04 / June
04 / June
The Write Stuff

Mother Jones, of all places, has an article deriding the writing ability of Supreme Court nominee Sonia Sotomayor and praising the prose of Supreme Court Justice Antonin Scalia. In addition to quoting from some particularly painful opinions, the article cites a Wall Street Journal report that Sotomayor nearly flunked out of Princeton her freshman year because of her trouble putting it down on paper. This doesn't exactly disqualify her from the Supreme Court, but it does make her boring--at least in my book. Mother Jones jokes that reading Sotomayor's Riverkeeper opinion, ironically overturned by Antonin Scalia, "might be good punishment for law students who show up late for class." The article notes that Scalia's opinions are cited in Constitutional law casebooks more than any other justice. He is probably the most widely cited jurist at FlynnFiles too, as just this past Monday his biting dissent in Stenberg v. Carhart was quoted from here: "I am optimistic enough to believe that, one day, Stenberg v. Carhart will be assigned its rightful place in the history of this Court's jurisprudence beside Korematsu and Dred Scott." Somebody taught the man not to bury the lede.

posted at 01:10 AM
Comments

"The conservative justice is the master of the wicked one-liner and, while something of a smart aleck, he influences the public debate on so many issues because of his writing ”whether he's in the majority or dissenting and whether he's right or wrong."

Dan, this describes why I read your books and blog. Your words are drops of wit in a sea of witlessness, a kind of salvation from sinful syntax.

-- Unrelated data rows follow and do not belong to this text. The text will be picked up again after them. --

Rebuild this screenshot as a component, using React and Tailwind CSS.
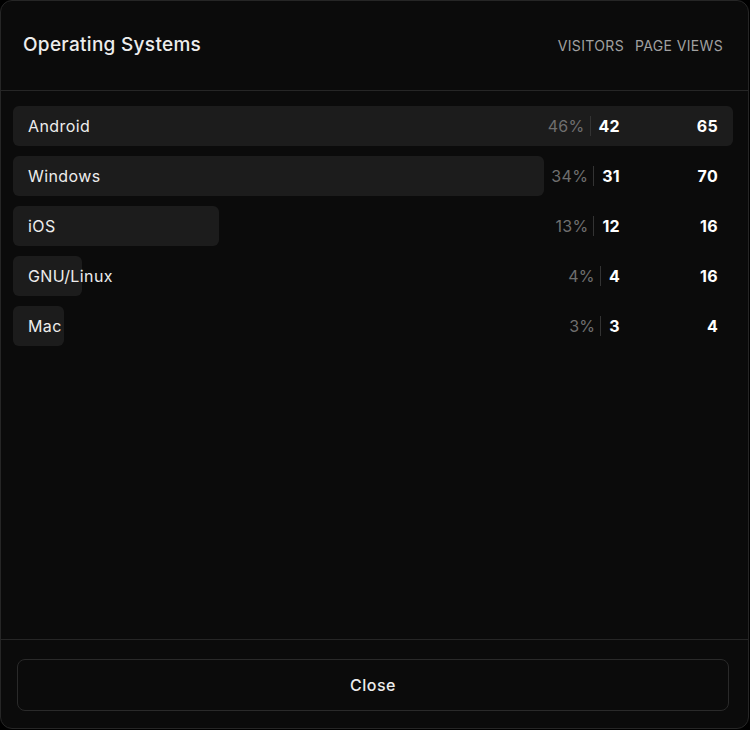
import React from "react";

const rows = [
  { name: "Android", pct: "46%", visitors: 42, views: 65 },
  { name: "Windows", pct: "34%", visitors: 31, views: 70 },
  { name: "iOS", pct: "13%", visitors: 12, views: 16 },
  { name: "GNU/Linux", pct: "4%", visitors: 4, views: 16 },
  { name: "Mac", pct: "3%", visitors: 3, views: 4 },
];

export default function App() {
  const max = Math.max(...rows.map((r) => r.visitors));
  return (
    <div
      className="w-[750px] h-[730px] bg-black"
      style={{ fontFamily: "Inter, 'Noto Sans', sans-serif" }}
    >
      <div className="w-[749px] h-[729px] bg-[#0b0b0b] border border-[#262626] rounded-xl flex flex-col overflow-hidden">
        <div className="h-[90px] shrink-0 flex items-center justify-between pl-[22px] pr-[25px] border-b border-[#262626]">
          <h2 className="text-[19px] tracking-[0.3px] font-medium text-[#ededed]">Operating Systems</h2>
          <div className="flex items-center gap-[11px] text-[14px] tracking-[0.35px] text-[#a1a1a1]">
            <span>VISITORS</span>
            <span>PAGE VIEWS</span>
          </div>
        </div>
        <div className="flex-1 flex flex-col gap-[10px] pt-[15px] pl-[12px] pr-[15px]">
          {rows.map((r) => (
            <div key={r.name} className="relative h-10 flex items-center justify-between pl-[15px] pr-[15px]">
              <div
                className="absolute left-0 top-0 h-full rounded-md bg-[#1c1c1c]"
                style={{ width: `${(r.visitors / max) * 100}%` }}
              />
              <span className="relative text-[16px] tracking-[0.4px] text-[#ededed]">{r.name}</span>
              <div className="relative flex items-center text-[16px] tracking-[0.3px]">
                <span className="text-[#6f6f6f]">{r.pct}</span>
                <span className="ml-[5px] w-px h-5 bg-[#333333]" />
                <span className="ml-2 font-bold text-white">{r.visitors}</span>
                <span className="w-[98px] text-right font-bold text-white">{r.views}</span>
              </div>
            </div>
          ))}
        </div>
        <div className="shrink-0 border-t border-[#262626] pl-[16px] pr-[19px] pt-[19px] pb-[17px]">
          <button className="w-full h-[52px] rounded-lg border border-[#2a2a2a] text-[16px] tracking-[0.5px] font-medium text-[#ededed]">
            Close
          </button>
        </div>
      </div>
    </div>
  );
}
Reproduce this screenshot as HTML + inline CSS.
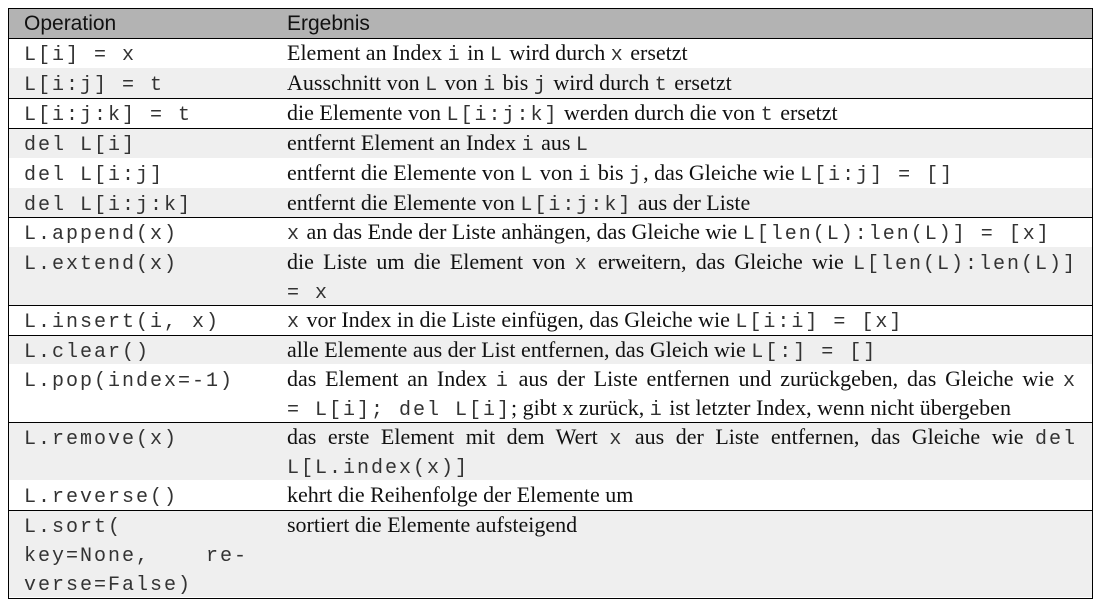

Anyway, about the article...

It lauds Scalia's concise, simple prose and derides Sotomayor's convoluted and serpentine palaver. That furthers my little Scalia/Flynn ana-logy. Anyone who reads this blog knows about the wicked one-liners. The one about socialists hating fellow socialist George Bush more than they've ever hated another socialist takes the cake. "If America is an imperial power, where is our empire (...something like that, from WTLHA)" comes to mind as well. Talk about wicked. Perhaps Dan is guilty of sinful syntax after all.